Критика Запада чужим умом - неумение жить своим. Кризис Запада - это реальность для самого Запада и мифологема для России. Мифологема, приобретенная за неконвертируемую историософскую мысль как главное средство идеологического противостояния и самовозвеличивания. Критика Запада самим Западом - это прежде всего недосягаемая для нас глубина и беспощадность социальной самокритики и философской рефлексии. Ни по масштабам, ни по откровенности Россия просто не знает ничего подобного. В конце концов, критицизм такого рода - норма для западной жизни. Свидетельство ее полноценности, а не апокалиптического самосуда.

После Освенцима и ГУЛАГа, после Маркса и Ницше христианство не может и не должно оставаться неизменным. Оно стоит перед задачей коренного преобразования своего социального и вероучительного бытия. Католичество ощущает себя достаточно глобальным, чтобы включить даже атеизм, а протестант Тиллих приветствует отрицание Бога ради самого Бога как акт веры. Я не за появление русской радикальной теологии без Бога и православного модернизма в духе свидригайловской бани. Но в то время как западное христианство в мучительнейшем осмыслении того, что произошло с ним и миром, встало перед необходимостью обновления самых сокровенных основ своего бытия-в-мире, православие остается неизменным.

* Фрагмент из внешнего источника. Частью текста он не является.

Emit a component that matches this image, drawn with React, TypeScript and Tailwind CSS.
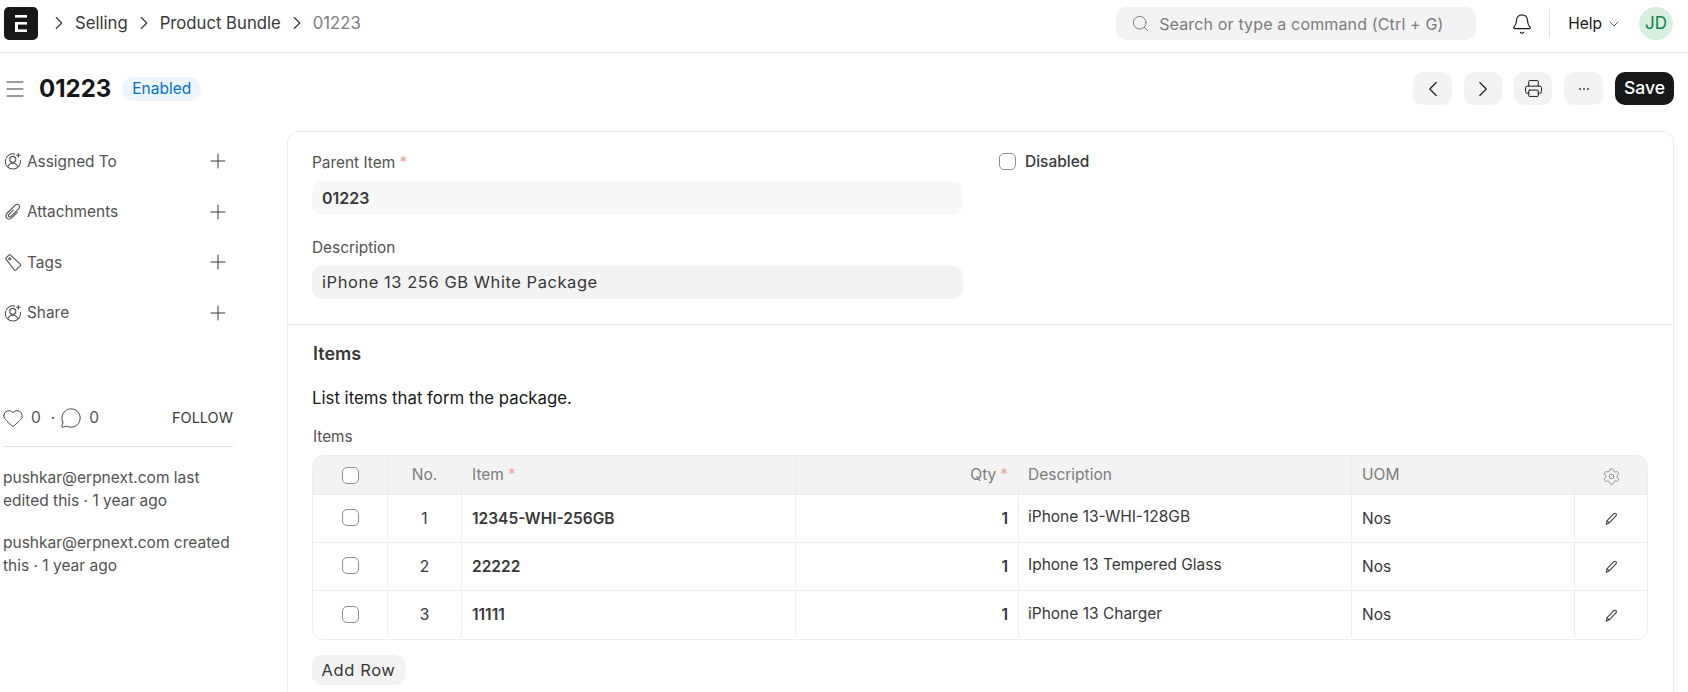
import { Bell, ChevronDown, ChevronLeft, ChevronRight, Heart, Menu, MessageCircle, Plus, Printer, Search, Settings } from 'lucide-react'

const rows = [
	{ no: 1, item: '12345-WHI-256GB', desc: 'iPhone 13-WHI-128GB' },
	{ no: 2, item: '22222', desc: 'Iphone 13 Tempered Glass' },
	{ no: 3, item: '11111', desc: 'iPhone 13 Charger' },
]

const cols = 'grid grid-cols-[75px_74px_334px_223px_333px_223px_74px]'

function UserPlusIcon() {
	return (
		<svg width="18" height="18" viewBox="0 0 18 18" fill="none" stroke="#525252" strokeWidth="1.1" className="shrink-0">
			<path d="M11 2.1A7.6 7.6 0 1 0 16.4 8" />
			<circle cx="8.8" cy="7.4" r="3" />
			<path d="M3.9 14.6c.9-2.2 2.7-3.3 4.9-3.3s4 1.1 4.9 3.3" />
			<path d="M14.4 1v4.4M12.2 3.2h4.4" />
		</svg>
	)
}

function ClipIcon() {
	return (
		<svg width="18" height="18" viewBox="0 0 18 18" fill="none" stroke="#525252" strokeWidth="1.1" className="shrink-0">
			<path d="M9.5 6.8L5 11.3c-.8.8-.8 1.7-.2 2.3s1.5.6 2.3-.2L14.6 5.9c1.3-1.3 1.3-2.8.3-3.8s-2.6-1-3.9.3L3.3 10c-1.7 1.7-1.8 3.9-.5 5.2s3.5 1.2 5.2-.5l5.8-5.8" />
		</svg>
	)
}

function TagIcon() {
	return (
		<svg width="18" height="18" viewBox="0 0 18 18" fill="none" stroke="#525252" strokeWidth="1.1" className="shrink-0">
			<path d="M2.3 4.6L5 1.9c.4-.4 1-.4 1.4 0l10 9.4c.4.4.4 1 0 1.4l-4.6 4.4c-.4.4-1 .4-1.4 0L2 6.2c-.4-.4-.2-1.1.3-1.6z" />
			<circle cx="5.8" cy="5.8" r="1" />
		</svg>
	)
}

function PencilIcon() {
	return (
		<svg width="15" height="15" viewBox="0 0 14 14" fill="none" stroke="#383838" strokeWidth="1">
			<path d="M2.2 12.3l.6-3.2 6.4-6.6c.6-.6 1.5-.6 2 0s.6 1.4 0 2L4.9 11.1z" />
			<path d="M2.8 9.1l2.1 2" />
		</svg>
	)
}

function Check() {
	return <span className="block w-[17px] h-[17px] rounded-[5px] border border-[#8f8f8f] bg-white" />
}

function TopBar() {
	return (
		<header className="h-[53px] shrink-0 border-b border-[#ededed] flex items-center pl-1 pr-[15px] pb-[5px]">
			<div className="w-[34px] h-[33px] rounded-[5px] bg-[#171717] flex items-center justify-center">
				<svg width="14" height="17" viewBox="0 0 14 17" fill="#fff">
					<rect x="1" y="0" width="12" height="2.6" />
					<rect x="1" y="7" width="12" height="2.6" />
					<rect x="1" y="14.4" width="12" height="2.6" />
					<rect x="1" y="7" width="3" height="10" />
				</svg>
			</div>
			<nav className="flex items-center text-[16.7px] text-[#383838] ml-[10px]">
				<ChevronRight size={22} strokeWidth={1.25} className="mr-[5px]" />
				<span>Selling</span>
				<ChevronRight size={22} strokeWidth={1.25} className="mx-[5px]" />
				<span>Product Bundle</span>
				<ChevronRight size={22} strokeWidth={1.25} className="mx-[5px]" />
				<span className="text-[#7c7c7c]">01223</span>
			</nav>
			<div className="ml-auto w-[360px] h-[33px] rounded-[10px] bg-[#f3f3f3] flex items-center pl-[15px] text-[16px] tracking-[0.15px] text-[#7c7c7c]">
				<Search size={19} strokeWidth={1.25} className="mr-[9px]" />
				Search or type a command (Ctrl + G)
			</div>
			<Bell size={22} strokeWidth={1.25} className="ml-[35px] text-[#171717]" />
			<span className="w-px h-[29px] bg-[#e2e2e2] ml-[16px]" />
			<span className="ml-[18px] text-[15.5px] text-[#171717]">Help</span>
			<ChevronDown size={16} strokeWidth={1.25} className="ml-[4px] text-[#383838]" />
			<div className="ml-[17px] w-[34px] h-[33px] rounded-full bg-[#d7efdf] flex items-center justify-center text-[17px] text-[#137f48]">JD</div>
		</header>
	)
}

function TitleRow() {
	return (
		<div className="h-[78px] shrink-0 flex items-center pl-[3px] pr-[14px] pb-[7px]">
			<Menu size={24} strokeWidth={1} className="text-[#383838]" />
			<h1 className="ml-[12px] text-[24px] font-bold text-[#171717]">01223</h1>
			<span className="ml-[11px] w-[79px] h-[24px] rounded-full bg-[#edf6fd] flex items-center justify-center text-[15.5px] text-[#0070cc]">Enabled</span>
			<div className="ml-auto flex gap-3 items-center">
				<button className="w-[39px] h-[33px] rounded-[10px] bg-[#f3f3f3] flex items-center justify-center text-[#171717]"><ChevronLeft size={26} strokeWidth={1} /></button>
				<button className="w-[38px] h-[33px] rounded-[10px] bg-[#f3f3f3] flex items-center justify-center text-[#171717]"><ChevronRight size={26} strokeWidth={1} /></button>
				<button className="w-[38px] h-[33px] rounded-[10px] bg-[#f3f3f3] flex items-center justify-center text-[#171717]"><Printer size={19} strokeWidth={1.25} /></button>
				<button className="w-[39px] h-[33px] rounded-[10px] bg-[#f3f3f3] flex items-center justify-center gap-[2px]">
					<span className="w-[2px] h-[2px] rounded-full bg-[#383838]" />
					<span className="w-[2px] h-[2px] rounded-full bg-[#383838]" />
					<span className="w-[2px] h-[2px] rounded-full bg-[#383838]" />
				</button>
				<button className="w-[59px] h-[33px] rounded-[10px] bg-[#171717] text-white text-[17.5px] font-medium">Save</button>
			</div>
		</div>
	)
}

function SideRow({ icon, label }: { icon: React.ReactNode; label: string }) {
	return (
		<div className="h-[50.5px] flex items-center text-[15.4px] text-[#525252]">
			<span className="w-[24px] flex justify-start pl-[1px]">{icon}</span>
			<span>{label}</span>
			<Plus size={24} strokeWidth={1} className="ml-auto mr-[3px] text-[#383838]" />
		</div>
	)
}

function Sidebar() {
	return (
		<aside className="w-[230px] ml-[3px] shrink-0 pt-[5px]">
			<SideRow icon={<UserPlusIcon />} label="Assigned To" />
			<SideRow icon={<ClipIcon />} label="Attachments" />
			<SideRow icon={<TagIcon />} label="Tags" />
			<SideRow icon={<UserPlusIcon />} label="Share" />
			<div className="mt-[68px] h-[23px] flex items-center text-[15.5px] text-[#525252]">
				<Heart size={22} strokeWidth={1} className="text-[#383838] -ml-[1px]" />
				<span className="ml-[7px]">0</span>
				<span className="ml-[10px]">·</span>
				<MessageCircle size={22} strokeWidth={1} className="ml-[5px] text-[#383838]" />
				<span className="ml-[7px]">0</span>
				<span className="ml-auto text-[14.5px] text-[#383838]">FOLLOW</span>
			</div>
			<div className="mt-[17px] border-t border-[#e2e2e2]" />
			<div className="mt-[19px] text-[15.5px] leading-[23px] text-[#525252]">
				<p>pushkar@erpnext.com last edited this · 1 year ago</p>
				<p className="mt-[19px]">pushkar@erpnext.com created this · 1 year ago</p>
			</div>
		</aside>
	)
}

function ItemsTable() {
	return (
		<div className="w-[1336px] rounded-[12px] border border-[#ededed] overflow-hidden text-[15.5px]">
			<div className={`${cols} h-[39px] bg-[#f3f3f3] text-[#7c7c7c] border-b border-[#ededed]`}>
				<div className="flex items-center justify-center border-r border-[#ededed]"><Check /></div>
				<div className="flex items-center justify-center border-r border-[#ededed]">No.</div>
				<div className="flex items-center px-[10px] border-r border-[#ededed]">Item <span className="text-[#f0a0a0] ml-1">*</span></div>
				<div className="flex items-center justify-end px-[10px] border-r border-[#ededed]">Qty <span className="text-[#f0a0a0] ml-1">*</span></div>
				<div className="flex items-center px-[9px] border-r border-[#ededed]">Description</div>
				<div className="flex items-center px-[10px] border-r border-[#ededed]">UOM</div>
				<div className="flex items-center justify-center pt-[3px] pr-[2px]"><Settings size={19} strokeWidth={1} /></div>
			</div>
			{rows.map((r, i) => (
				<div key={r.no} className={`${cols} h-[48px] text-[#383838] ${i < 2 ? 'border-b border-[#ededed]' : ''}`}>
					<div className="flex items-center justify-center border-r border-[#ededed] mb-[2px]"><Check /></div>
					<div className="flex items-center justify-center border-r border-[#ededed] mb-[2px] pt-[2px]">{r.no}</div>
					<div className="flex items-center px-[10px] border-r border-[#ededed] mb-[2px] pt-[2px] font-semibold">{r.item}</div>
					<div className="flex items-center justify-end px-[10px] border-r border-[#ededed] mb-[2px] pt-[2px] font-semibold">1</div>
					<div className="flex items-center px-[9px] border-r border-[#ededed] mb-[2px] pb-[1px]">{r.desc}</div>
					<div className="flex items-center px-[10px] border-r border-[#ededed] mb-[2px] pt-[2px]">Nos</div>
					<div className="flex items-center justify-center pr-[2px]"><PencilIcon /></div>
				</div>
			))}
		</div>
	)
}

function FormCard() {
	return (
		<main className="flex-1 border border-[#ededed] border-b-0 rounded-t-[12px]">
			<section className="h-[193px] border-b border-[#ededed] px-[24px] flex gap-[36px]">
				<div className="w-[651px]">
					<label className="block mt-[21px] h-[20px] leading-[20px] text-[15.4px] text-[#525252]">Parent Item <span className="text-[#f0a0a0]">*</span></label>
					<div className="mt-[8px] h-[34px] rounded-[10px] bg-[#f8f8f8] flex items-center px-[10px] text-[16px] font-semibold text-[#383838]">01223</div>
					<label className="block mt-[23px] h-[20px] leading-[20px] text-[15.4px] text-[#525252]">Description</label>
					<div className="mt-[8px] h-[33px] rounded-[10px] bg-[#f3f3f3] flex items-center px-[10px] pb-[1px] text-[16.5px] tracking-[0.55px] text-[#383838]">iPhone 13 256 GB White Package</div>
				</div>
				<div className="flex items-start mt-[21px] gap-[9px] text-[15.5px] font-medium text-[#383838]">
					<Check />
					<span className="leading-[18px]">Disabled</span>
				</div>
			</section>
			<section className="px-[24px]">
				<h2 className="mt-[18px] h-[22px] leading-[22px] pl-[1px] text-[18px] font-semibold text-[#383838]">Items</h2>
				<p className="mt-[22px] h-[22px] leading-[22px] text-[16.8px] text-[#171717]">List items that form the package.</p>
				<p className="mt-[18px] h-[20px] leading-[20px] pl-[1px] text-[15.3px] text-[#525252]">Items</p>
				<div className="mt-[8px]">
					<ItemsTable />
				</div>
				<button className="mt-[15px] w-[93px] h-[30px] rounded-[10px] bg-[#f3f3f3] text-[16.5px] tracking-[0.6px] text-[#383838]">Add Row</button>
			</section>
		</main>
	)
}

export default function App() {
	return (
		<div className="h-screen overflow-hidden flex flex-col bg-white font-['Inter',sans-serif]">
			<TopBar />
			<TitleRow />
			<div className="flex-1 flex pr-[14px]">
				<Sidebar />
				<div className="w-[54px] shrink-0" />
				<FormCard />
			</div>
		</div>
	)
}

Вопреки эйнштейновской формуле "Бог не играет в кости" (т.е. для него нет случайностей), нам сегодня нужен Бог, который играет в кости и тем самым лишается абсолютного всеведения. Не дающий педагогический урок миру Надзиратель, а - учащийся бог, бог-ученик, экспериментатор, который сам до конца не знает, что произойдет с миром. "Когда история спасения отделяет от себя отличную от нее профанную историю, она посылает человека в демифологизированный мир, который есть не столько сфера, управляемая богами, сколько материал для решения задачи, поставленной перед человеком" (Карл Ранер).